I saw this picture shared of Facebook and it got me thinking about how I would answer the question.
The question assumes that God is required to give life meaning, or in fact, to make life worth living. This assumption reveals a dearth of in-depth thought and a simplistic view of the world in general and human nature in particular.
Let’s take Ken’s statement one by one.
“Kids, you’re just an animal” – Yes Ken, that is true. And kids love animals and most kids I know love the thought of themselves being animals. Ken is making another assumption here that being an animal is somehow a bad thing. This is due to the Bible teachings that humans are lords over the animals. Of course humans are animals, but we are thinking animals with a sense of self, something rare, but not unique, in nature. The idea that we share so much in common with other animals allows us to feel compassion and empathy towards them, where as the idea that they are brutes to be reined in allows for abuse and neglect. Knowing that they are animals allows kids to empathize with animals and to treat them humanely. It also teaches that we are as much a part of the natural world as any other animal leading us to be more likely to try to take care of nature.
“There’s no God” – While this is an important topic to discuss with your kids, I don’t think it really factors into if atheists have a positive message for kids. My kids know I don’t believe in God, and they know my reasons why, which are too numerous to go into here. But they also know that I have told tem that it is up to them to decide if they want to believe in God or not. That is far too personal and important an issue to be decide by someone else. I want my kids to be their own persons, and to do that, they need to find their own answers. My job is to give them the critical thinking tools, the confidence, and the love to do it.
“When you die you won’t know you existed: – True, as far as science can say. And so what? Why is this such a terrifying thought? Knowing that this is the only life we have, the only existence we will ever know, makes me want to make the most of it. To cherish every moment. To live every second to the maximum. It makes me appreciate those around me so much more because I know that life is short and I need to not take anything, or anyone, for granted, This is why I always try to tell those I love that I love them as often as I can. I want them to know that I love them so that if I am dead tomorrow, that thought is fresh in their minds.
“Decide your own rule for life” – I think what Ken means here is that non-believes feel that we can make up our own rules for life, contrary to the rules everyone else follows. We all decide our own rules for life. We decide if we will follow the laws of the places where we live.
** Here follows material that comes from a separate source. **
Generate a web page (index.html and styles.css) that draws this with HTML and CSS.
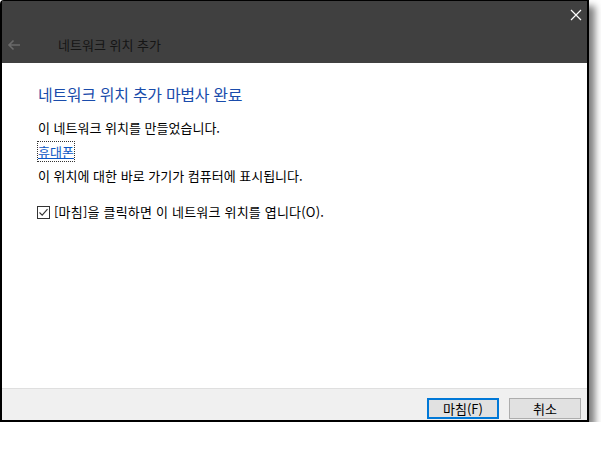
FILE: index.html
```html
<!DOCTYPE html>
<html lang="ko">
<head>
  <meta charset="UTF-8">
  <title>네트워크 위치 추가</title>
  <link rel="stylesheet" href="styles.css">
</head>
<body>

  <!-- Wizard window -->
  <div class="window">
    <div class="titlebar">
      <div class="caption">
        <svg class="close" width="12" height="12" viewBox="0 0 12 12">
          <path d="M1 1 L11 11 M11 1 L1 11" stroke="#fff" stroke-width="1.2" fill="none"/>
        </svg>
      </div>
      <div class="nav">
        <svg class="back" width="14" height="12" viewBox="0 0 14 12">
          <path d="M13 6 H2 M6.5 1.5 L2 6 L6.5 10.5" stroke="#6a6a6a" stroke-width="1.6" fill="none"/>
        </svg>
        <span class="nav-title">네트워크 위치 추가</span>
      </div>
    </div>

    <div class="content">
      <h1 class="instruction">네트워크 위치 추가 마법사 완료</h1>
      <p class="line">이 네트워크 위치를 만들었습니다.</p>
      <p class="line"><a class="link" href="#">휴대폰</a></p>
      <p class="line">이 위치에 대한 바로 가기가 컴퓨터에 표시됩니다.</p>
      <label class="check-row">
        <span class="checkbox">
          <svg width="11" height="11" viewBox="0 0 11 11">
            <path d="M1.5 5.5 L4.2 8.2 L9.5 2.2" stroke="#333" stroke-width="1.1" fill="none"/>
          </svg>
        </span>
        [마침]을 클릭하면 이 네트워크 위치를 엽니다(O).
      </label>
    </div>

    <div class="footer">
      <button class="btn primary">마침(F)</button>
      <button class="btn">취소</button>
    </div>
  </div>

</body>
</html>
```

FILE: styles.css
```css
/* Reset */
* { margin: 0; padding: 0; box-sizing: border-box; }
body {
  background: #fff;
  font-family: "Noto Sans CJK KR", "Noto Sans", sans-serif;
  font-size: 13px;
  color: #000;
}

/* Window frame */
.window {
  width: 589px;
  height: 422px;
  border: 2px solid #000;
  border-top-width: 1px;
  border-top-left-radius: 4px;
  background: #fff;
  box-shadow: 6px 6px 7px rgba(0, 0, 0, 0.5);
  display: flex;
  flex-direction: column;
}

/* Dark title area */
.titlebar {
  height: 62px;
  background: #404040;
  display: flex;
  flex-direction: column;
}
.caption {
  height: 27px;
  display: flex;
  justify-content: flex-end;
  align-items: center;
  padding-right: 5px;
}
.nav {
  height: 35px;
  display: flex;
  align-items: center;
  padding-left: 5px;
  padding-bottom: 2px;
}
.back { margin-right: 37px; }
.nav-title {
  color: #151515;
  font-size: 13px;
}

/* Wizard body */
.content {
  flex: 1;
  padding: 20px 0 0 36px;
}
.instruction {
  font-size: 16px;
  font-weight: normal;
  letter-spacing: -0.3px;
  color: #1a4cab;
  line-height: 22px;
  margin-bottom: 15px;
}
.line {
  line-height: 16px;
  margin-bottom: 8px;
}
.link {
  color: #0b56c4;
  text-decoration: underline;
  outline: 1px dotted #333;
  outline-offset: 0;
}
.check-row {
  display: flex;
  align-items: center;
  line-height: 16px;
  margin-top: 20px;
  letter-spacing: 0.2px;
}
.checkbox {
  width: 13px;
  height: 13px;
  border: 1px solid #333;
  background: #fff;
  display: flex;
  align-items: center;
  justify-content: center;
  margin-left: -1px;
  margin-right: 4px;
}

/* Button bar */
.footer {
  height: 32px;
  background: #f0f0f0;
  border-top: 1px solid #dfdfdf;
  display: flex;
  justify-content: flex-end;
  gap: 10px;
  padding: 9px 6px 0 0;
}
.btn {
  width: 72px;
  height: 21px;
  background: #e1e1e1;
  border: 1px solid #adadad;
  font-family: inherit;
  font-size: 13px;
  line-height: 17px;
  color: #000;
}
.btn.primary {
  border: 2px solid #0078d7;
}
```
If we are religious, we decide what faith to believe in and consequently follow the rules of that faith. As a non-believer, I choose to follow the laws of where I live. I choose to do good things and avoid bad things because that seems to be the right thing to do. To quote Penn Jilette:
The question I get asked by religious people all the time is, without God, what’s to stop me from raping all I want? And my answer is: I do rape all I want. And the amount I want is zero. And I do murder all I want, and the amount I want is zero.
“Treat others to benefit you” – I’ve always taught my children to think of others. To help, to share. I tell them that it is the right thing to do. And from a purely practical point of view, if you treat others well, help them, share with them, they will most likely do the same in return. It something that benefits everyone.
“Life is ultimately meaningless” – Only if you make it so. For me, life without God, without an afterlife, is precious. It is precious precisely because it is short and all that I have. Knowing this makes we want to live it to the fullest. It makes me what to spend as much time with the people I love as I can. It makes me want to find out everything I can about the universe. It makes me want to work to help those who are suffering here and now because I know that there isn’t something better awaiting them in another life. Here and now is where we need to take our stand, to make a difference. When here and now is all we have, we have to make the most of it in a way that makes things better for everyone.
My kids may ask, why not just do whatever you want? I would say that I do whatever I want as long as it doesn’t hurt or take away from anyone else because that would be wrong. If they ask how I know that is wrong, I tell them the Golden Rule (which long predates the Bible and shows up in secular sources as well as religious): Don’t do anything to someone else you would want them to do to you. Or the flip side of that, do unto others as you would have them do unto you. I think I like the second one best because it assumes a positive action. Not just avoiding doing harm to others, but actively doing good.
Believers or not, we all act selfishly at times and do things that are wrong by the standards of others and our own. But, knowing there is a God who disapproves doesn’t stop believers from doing wrong anymore that not believing in God does. Considering that most people in the country are professed believers, there are a whole lot of religious people doing wrong and their belief in God isn’t stopping them so that tells me that it isn’t really that effective a deterrent. We all do wrong in spite of knowing it is wrong, not matter where we get that sense of wrong from.
My knowing that this is the only life I have IS a positive message. It informs everything that I do. I love more deeply, engage in things more passionately, take nothing and no-one for granted. Everything is of vital importance because tomorrow may never come and there are no do-overs.
That is my message from this atheist to any and all kids.